Nonetheless, leaders said they saw Pittsburgh as cementing the emergence of a new architecture for the global economy – with the Group of 20 at the centre agreeing priorities and setting the agenda for organisations such as the IMF and the Financial Stability Board.
Tim Geithner, US Treasury secretary, said on Thursday the communiqué from the summit would provide agenda-setting language on global macroeconomic policy and financial regulation – with timetables for specific regulatory reforms.
Economic stimulus
World leaders are likely to maintain almost exactly the same language on economic stimulus used by finance ministers at the London summit earlier this month, pledging to develop exit plans but not to start pulling back support “until recovery is secured”.
That is a striking area of consensus, given the arguments about stimulus that raged ahead of the previous G20 heads of government meeting in London in April.
Balanced growth
Leaders will sign up to a framework for balanced global growth pushed by the US and – under a different title, a compact – the UK.
Mr Geithner said the idea was to shape the form of the next economic upswing at the beginning, to avoid the re-emergence of economic imbalances and bubbles that threatened global stability.
World leaders will agree to review progress at regular G20 summits, with the IMF given a supporting role preparing technical analysis, but there will be no process to sanction countries that do not deliver.
Gordon Brown, the prime minister, said on Thursday the move promised a fundamental shift in how the world economy was governed. “This is perhaps the biggest decision the world has made on economic policy for many years.,” he said.
However, how substantive the framework will be in practice remains unknown. Angela Merkel, German chancellor, spoke on Thursday against making economic imbalances the focus of the meeting. The so-called Bric countries – Brazil, Russia, India and China – are prepared to sign up to a balanced growth approach, but are wary of how it will be applied.

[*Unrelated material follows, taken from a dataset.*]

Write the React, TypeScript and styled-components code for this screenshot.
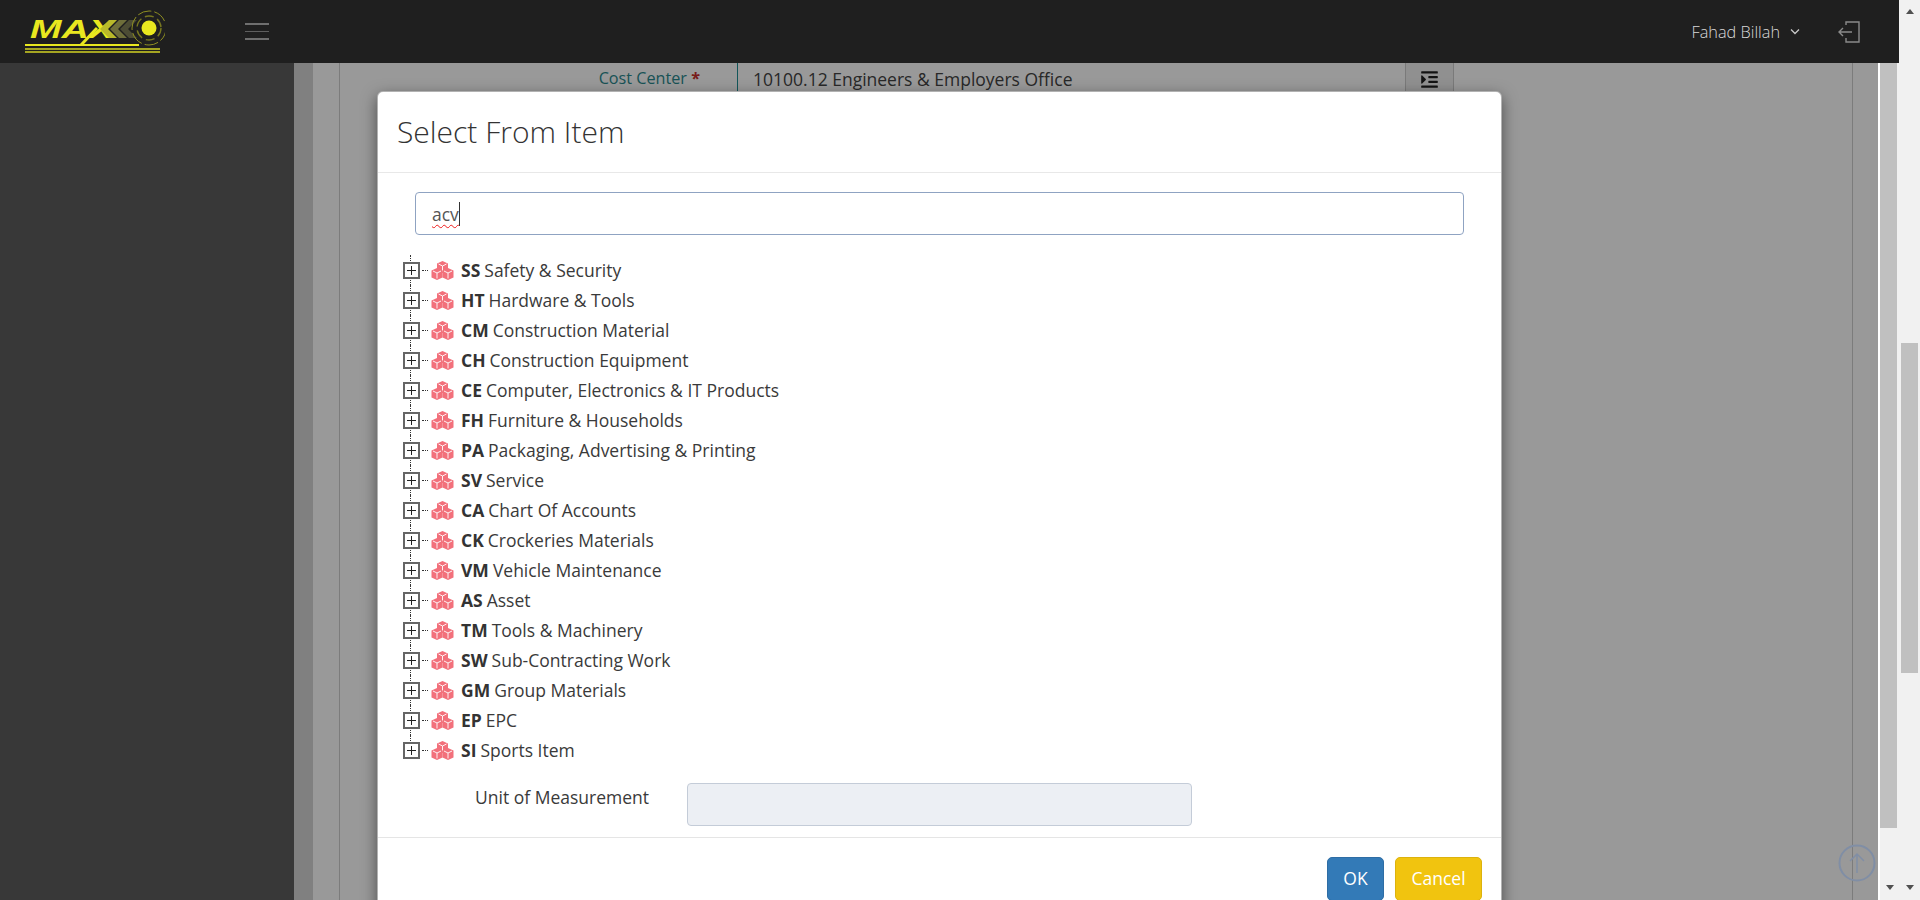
import styled, { createGlobalStyle } from "styled-components";
import { FaIndent } from "react-icons/fa";

const Global = createGlobalStyle`
  html, body { margin: 0; padding: 0; overflow: hidden; background: #f1f1f1; }
  * { box-sizing: border-box; }
  body { font-family: "Open Sans", "Liberation Sans", sans-serif; color: #333; }
`;

const Shell = styled.div`
  width: 1920px;
  height: 900px;
  display: flex;
  overflow: hidden;
`;
const Main = styled.div`
  width: 1899px;
  display: flex;
  flex-direction: column;
`;
const Header = styled.header`
  height: 63px;
  flex: none;
  background: #1f1f1f;
  display: flex;
  align-items: center;
  padding: 0 39px 0 25px;
`;
const Burger = styled.div`
  margin-left: 80px;
  width: 24px;
  display: flex;
  flex-direction: column;
  gap: 5px;
  margin-top: -1px;
  span { height: 2px; background: #6f6f6f; }
  span:nth-child(2) { height: 1px; margin-top: 1px; margin-bottom: 1px; background: #5f5f5f; }
`;
const Spacer = styled.div`
  flex: 1;
`;
const UserName = styled.div`
  font-size: 16.3px;
  font-weight: 300;
  color: #d8d8d8;
  margin-right: 10px;
`;
const LogoutWrap = styled.div`
  margin-left: 38px;
  display: flex;
`;
const Body = styled.div`
  flex: 1;
  display: flex;
  min-height: 0;
`;
const Sidebar = styled.aside`
  width: 294px;
  flex: none;
  background: #383838;
`;
const Content = styled.main`
  flex: 1;
  position: relative;
  overflow: hidden;
  background: #fff;
  padding-right: 2px;
`;
const Outer = styled.div`
  height: 100%;
  background: #fff;
  border-left: 19px solid #d6d6d6;
  padding-left: 26px;
  padding-right: 25px;
`;
const Panel = styled.div`
  height: 100%;
  border-left: 1px solid #cfcfcf;
  border-right: 1px solid #cfcfcf;
`;
const CostRow = styled.div`
  display: flex;
  height: 60px;
`;
const CostLabel = styled.div`
  width: 397px;
  text-align: right;
  padding: 4px 37px 0 0;
  font-size: 16.2px;
  color: #2b8a8f;
  em { color: #c9302c; font-style: normal; font-weight: 700; }
`;
const CostField = styled.div`
  width: 668px;
  border-left: 1px solid #1f8f97;
  padding: 4px 15px;
  font-size: 17.5px;
  color: #444;
`;
const CostBtn = styled.div`
  width: 49px;
  background: #f0f0f0;
  border-left: 1px solid #ccc;
  border-right: 1px solid #ccc;
  display: flex;
  justify-content: center;
  padding-top: 7px;
  color: #222;
`;
const Backdrop = styled.div`
  position: absolute;
  inset: 0 2px 0 0;
  background: rgba(0, 0, 0, 0.4);
`;
const Modal = styled.section`
  position: absolute;
  left: 83px;
  top: 28px;
  width: 1125px;
  height: 860px;
  background: #fff;
  border-radius: 6px;
  border: 1px solid rgba(0, 0, 0, 0.3);
  box-shadow: 0 5px 15px rgba(0, 0, 0, 0.5);
  display: flex;
  flex-direction: column;
`;
const ModalHead = styled.div`
  height: 81px;
  flex: none;
  border-bottom: 1px solid #e8e8e8;
  padding: 20px 19px 0;
`;
const Title = styled.h4`
  margin: 0;
  font-size: 30px;
  line-height: 40px;
  font-weight: 300;
  color: #333;
`;
const ModalBody = styled.div`
  height: 665px;
  flex: none;
  padding: 19px 37px 0 37px;
  border-bottom: 1px solid #e5e5e5;
`;
const SearchBox = styled.div`
  height: 43px;
  border: 1px solid #8fa3c2;
  border-radius: 4px;
  padding: 0 16px;
  display: flex;
  align-items: center;
  font-size: 17.5px;
  color: #555;
`;
const Misspelt = styled.span`
  text-decoration: underline wavy #ee1c1c 1px;
  text-underline-offset: 3px;
`;
const Caret = styled.i`
  width: 1px;
  height: 24px;
  background: #333;
`;
const Tree = styled.ul`
  list-style: none;
  margin: 20px 0 0 -12px;
  padding: 0;
`;
const TreeRow = styled.li`
  position: relative;
  height: 30px;
  display: flex;
  align-items: center;
  font-size: 17.5px;
  color: #3a3a3a;
  &::before {
    content: "";
    position: absolute;
    left: 7px;
    top: 0;
    height: 30px;
    border-left: 1px dotted #333;
  }
  &:last-child::before { height: 8px; }
`;
const Expander = styled.span`
  position: relative;
  z-index: 1;
  width: 17px;
  height: 17px;
  flex: none;
  background: #fff;
  border: 2px solid #666;
  display: flex;
  align-items: center;
  justify-content: center;
`;
const Dash = styled.span`
  width: 6px;
  margin: 0 3px 0 2px;
  flex: none;
  border-top: 1px dotted #333;
`;
const Code = styled.b`
  font-weight: 700;
  margin: 0 4px 0 7px;
  color: #333;
`;
const UnitRow = styled.div`
  display: flex;
  margin-top: 18px;
  padding-left: 60px;
`;
const UnitLabel = styled.label`
  width: 212px;
  padding-top: 2px;
  font-size: 17.5px;
  color: #3a3a3a;
`;
const UnitInput = styled.div`
  width: 505px;
  height: 43px;
  background: #eceff4;
  border: 1px solid #c4ccd8;
  border-radius: 4px;
`;
const ModalFoot = styled.div`
  flex: 1;
  display: flex;
  justify-content: flex-end;
  gap: 11px;
  padding: 19px 19px 0 0;
`;
const Btn = styled.button<{ $wide: number; $tone: "ok" | "cancel" }>`
  width: ${(p) => p.$wide}px;
  height: 44px;
  padding: 0 0 2px;
  border-radius: 5px;
  font: 400 17.5px "Open Sans", sans-serif;
  color: #fff;
  background: ${(p) => (p.$tone === "ok" ? "#337ab7" : "#f1c40f")};
  border: 1px solid ${(p) => (p.$tone === "ok" ? "#2e6da4" : "#dcb20e")};
`;
const ToTop = styled.div`
  position: absolute;
  right: 4px;
  bottom: 18px;
  display: flex;
`;
const InnerBar = styled.div`
  width: 19px;
  flex: none;
  background: #f1f1f1;
  display: flex;
  flex-direction: column;
`;
const InnerThumb = styled.div`
  width: 17px;
  height: 765px;
  background: #c0c0c0;
`;
const PageBar = styled.div`
  width: 21px;
  flex: none;
  background: #f1f1f1;
  display: flex;
  flex-direction: column;
  align-items: center;
  position: relative;
`;
const PageThumb = styled.div`
  width: 17px;
  height: 330px;
  background: #c0c0c0;
  margin-top: 325px;
`;
const Arrow = styled.i<{ $dir: "up" | "down" }>`
  display: block;
  width: 0;
  height: 0;
  border-left: 4.5px solid transparent;
  border-right: 4.5px solid transparent;
  ${(p) =>
    p.$dir === "up"
      ? "border-bottom: 5px solid #505050;"
      : "border-top: 5px solid #505050;"}
`;
const TopArrow = styled.div`
  height: 18px;
  padding-top: 9px;
`;
const BottomArrow = styled.div`
  margin-top: auto;
  height: 15px;
  align-self: center;
`;

const items: [string, string][] = [
  ["SS", "Safety & Security"],
  ["HT", "Hardware & Tools"],
  ["CM", "Construction Material"],
  ["CH", "Construction Equipment"],
  ["CE", "Computer, Electronics & IT Products"],
  ["FH", "Furniture & Households"],
  ["PA", "Packaging, Advertising & Printing"],
  ["SV", "Service"],
  ["CA", "Chart Of Accounts"],
  ["CK", "Crockeries Materials"],
  ["VM", "Vehicle Maintenance"],
  ["AS", "Asset"],
  ["TM", "Tools & Machinery"],
  ["SW", "Sub-Contracting Work"],
  ["GM", "Group Materials"],
  ["EP", "EPC"],
  ["SI", "Sports Item"],
];

function Logo() {
  const y = "#e9e81f";
  return (
    <svg width="140" height="50" viewBox="0 0 140 50" style={{ display: "block", marginTop: -2 }}>
      <text
        x="5"
        y="32"
        fontFamily="Liberation Sans, sans-serif"
        fontWeight="700"
        fontStyle="italic"
        fontSize="25"
        textLength="84"
        lengthAdjust="spacingAndGlyphs"
        fill={y}
      >
        MAX
      </text>
      <path d="M56 39 L72 22" stroke={y} strokeWidth="3" fill="none" />
      <path d="M84 14 L92 14 L83 23 L92 32 L84 32 L75 23Z" fill="#b9b92a" />
      <path d="M94 14 L102 14 L93 23 L102 32 L94 32 L85 23Z" fill="#6e6e3a" />
      <path d="M104 14 L112 14 L103 23 L112 32 L104 32 L95 23Z" fill="#4c4c34" />
      <circle cx="124" cy="22" r="17" fill="none" stroke="#8f8f22" strokeWidth="1" strokeDasharray="14 3" />
      <circle cx="124" cy="22" r="12" fill="none" stroke="#77771f" strokeWidth="1.4" strokeDasharray="9 4" />
      <circle cx="124" cy="22" r="7.5" fill={y} />
      <rect x="0" y="38" width="114" height="2" fill={y} />
      <rect x="0" y="42" width="135" height="2" fill="#a5a522" />
      <rect x="0" y="45" width="135" height="2" fill="#a5a522" />
    </svg>
  );
}

function Cubes() {
  const cube = (x: number, y: number) => (
    <g transform={`translate(${x} ${y})`}>
      <path d="M5.5 0 L11 2.4 L11 9.4 L5.5 12 L0 9.4 L0 2.4Z" fill="#f2707b" />
      <path d="M1.5 3 L5.5 5 L9.5 3 M5.5 5 L5.5 10.5" stroke="#fff" strokeWidth="0.9" fill="none" />
    </g>
  );
  return (
    <svg width="23" height="19" viewBox="0 0 23 19" style={{ flex: "none" }}>
      {cube(6, 0)}
      {cube(0.5, 7)}
      {cube(11.5, 7)}
    </svg>
  );
}

export default function App() {
  return (
    <>
      <Global />
      <Shell>
        <Main>
          <Header>
            <Logo />
            <Burger>
              <span />
              <span />
              <span />
            </Burger>
            <Spacer />
            <UserName>Fahad Billah</UserName>
            <svg width="10" height="7" viewBox="0 0 10 7">
              <path d="M1 1.5 L5 5.5 L9 1.5" stroke="#c8c8c8" strokeWidth="1.3" fill="none" />
            </svg>
            <LogoutWrap>
              <svg width="22" height="22" viewBox="0 0 22 22" fill="none" stroke="#8a8a8a" strokeWidth="1.4">
                <path d="M8 4 V1 H21 V21 H8 V17" />
                <path d="M14 11 H1 M5 7 L1 11 L5 15" />
              </svg>
            </LogoutWrap>
          </Header>
          <Body>
            <Sidebar />
            <Content>
              <Outer>
                <Panel>
                  <CostRow>
                    <CostLabel>
                      Cost Center <em>*</em>
                    </CostLabel>
                    <CostField>10100.12 Engineers &amp; Employers Office</CostField>
                    <CostBtn>
                      <FaIndent size={19} />
                    </CostBtn>
                  </CostRow>
                </Panel>
              </Outer>
              <Backdrop />
              <ToTop>
                <svg width="38" height="38" viewBox="0 0 38 38" fill="none" stroke="#808ea5" strokeWidth="2">
                  <circle cx="19" cy="19" r="17.5" />
                  <path d="M19 29 V10 M12 17 L19 10 L26 17" strokeWidth="1.5" />
                </svg>
              </ToTop>
              <Modal>
                <ModalHead>
                  <Title>Select From Item</Title>
                </ModalHead>
                <ModalBody>
                  <SearchBox>
                    <Misspelt>acv</Misspelt>
                    <Caret />
                  </SearchBox>
                  <Tree>
                    {items.map(([code, name]) => (
                      <TreeRow key={code}>
                        <Expander>
                          <svg width="9" height="9" viewBox="0 0 9 9">
                            <path d="M0 4.5 H9 M4.5 0 V9" stroke="#222" strokeWidth="1" />
                          </svg>
                        </Expander>
                        <Dash />
                        <Cubes />
                        <Code>{code}</Code>
                        {name}
                      </TreeRow>
                    ))}
                  </Tree>
                  <UnitRow>
                    <UnitLabel>Unit of Measurement</UnitLabel>
                    <UnitInput />
                  </UnitRow>
                </ModalBody>
                <ModalFoot>
                  <Btn $tone="ok" $wide={57}>OK</Btn>
                  <Btn $tone="cancel" $wide={87}>Cancel</Btn>
                </ModalFoot>
              </Modal>
            </Content>
            <InnerBar>
              <InnerThumb />
              <BottomArrow>
                <Arrow $dir="down" />
              </BottomArrow>
            </InnerBar>
          </Body>
        </Main>
        <PageBar>
          <TopArrow>
            <Arrow $dir="up" />
          </TopArrow>
          <PageThumb />
          <BottomArrow>
            <Arrow $dir="down" />
          </BottomArrow>
        </PageBar>
      </Shell>
    </>
  );
}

“The Brics remain concerned that a strengthened IMF surveillance procedure could once again be used by the US to advance its own international economic policy agenda,” said Eswar Prasad, a professor at Cornell University.
IMF reform
World leaders will commit themselves to further reform of voting shares in the IMF to give dynamic emerging economies more say in these institutions.
Some delegations have floated the idea of moving towards a 50 per cent overall shareholding for developing nations – but the summit will not provide any concrete numbers.
While the US is pushing to shake up the system of board directorships as well as transfer 5 per cent of the voting shares from advanced economies to emerging countries, the UK and France want reform to be implemented in such a way that does not threaten their own seats at the table.
The issue could flare up again at the IMF’s annual meeting next month.
Financial regulation
World leaders will set out broad principles on financial regulatory reform, including increased bank capital, and the need to tackle the “too-big-to-fail” problem by creating special insolvency regimes for financial institutions. They will also commit themselves to bringing lightly regulated investment vehicles and markets into a basic framework of oversight and disclosure.
The G20 will not provide specifics for any leverage or liquidity ratios, which are being discussed in other forums. But they will set ambitious timelines for agreement on financial regulatory reforms – including a new bank capital accord – in an effort to maintain reform momentum.
Bankers’ pay
Tough language on bonuses will be evident, with a commitment to reform compensation practices to ensure they do not encourage excessive risk-taking. The FSB will provide guidelines on limits to the bonus pool within banks, bonus deferral and greater disclosure of bonus policies and level of risk – and will monitor countries implementation of agreed principles.
The US endorses the view that a majority of top bankers pay should be in the form of equity that is subject to clawbacks in the event of subsequent bad performance.